UK consumer responding to discounting. Keen to revive a consumer which had become moribund over recent months, the promotional campaigns undertaken by the major retailers seems to be having some effect, notwithstanding the fact that consumer confidence is absolutely dreadful. In October, the volume of UK retail sales rose 0.6% last month, after a 0.5% increase in September. How long this lasts remains to be seen, as household balance sheets remain under intolerable pressure. That said both consumers and the Bank would be pleased with recent signs that inflation is moderating – retail prices were up 0.1% in October, after a 0.3% increase in the previous month. Partial justification therefore for the latest inflation forecasts from the Bank of England, which claims that prices growth will slow very sharply next year.
Easier policy in China on the way. China’s officials are likely to ease their policy stance in the next few months as the economy loses momentum and inflation pressures moderate.
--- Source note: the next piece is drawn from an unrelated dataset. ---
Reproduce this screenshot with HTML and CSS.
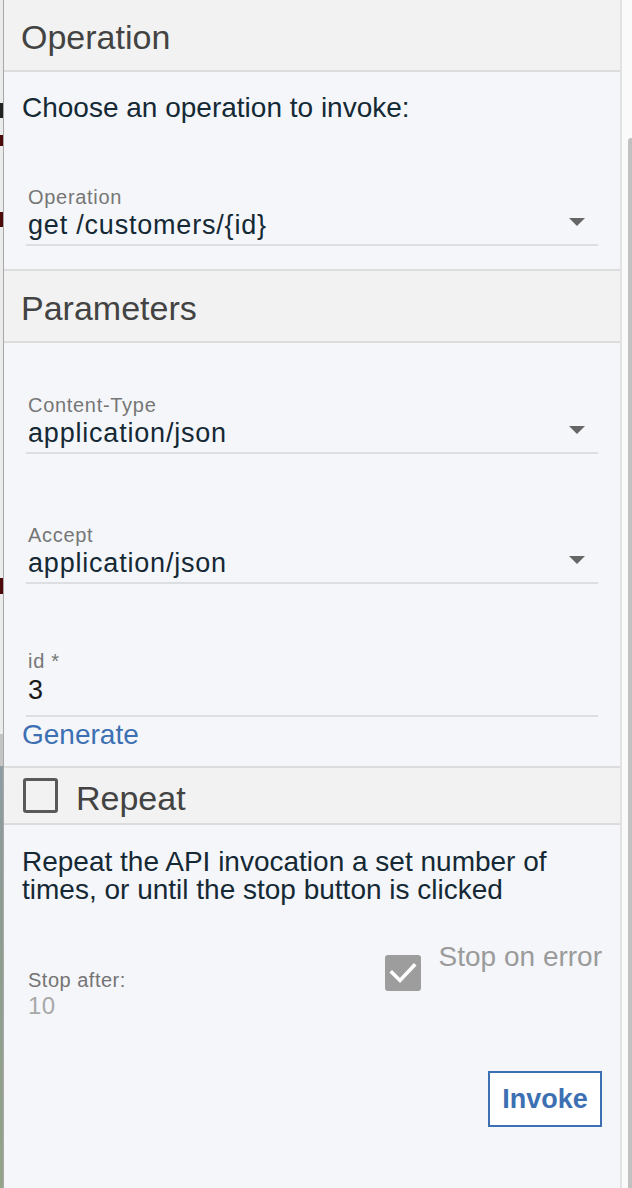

Growth over the next couple of quarters is likely to dip below 9%, hardly a catastrophe but still synonymous with a slightly softer growth profile. Export growth – especially from Europe – has visibly weakened and house prices are falling in the major cities. Should external conditions worsen, then Beijing will look at its various policy options. It has a strong hand; reserve requirements have been raised very significantly over the past 18 months, key interest rates have scope to be lowered and fiscal policy could be eased through both tax cuts and higher spending. Worryingly for the West, this policy backdrop will likely trigger some hesitation in terms of allowing the currency to appreciate further. With the US Presidential campaign for 2012 already underway, there can be little doubt that the undervaluation of the yuan will again be in the spotlight, especially if the pace of appreciation slows.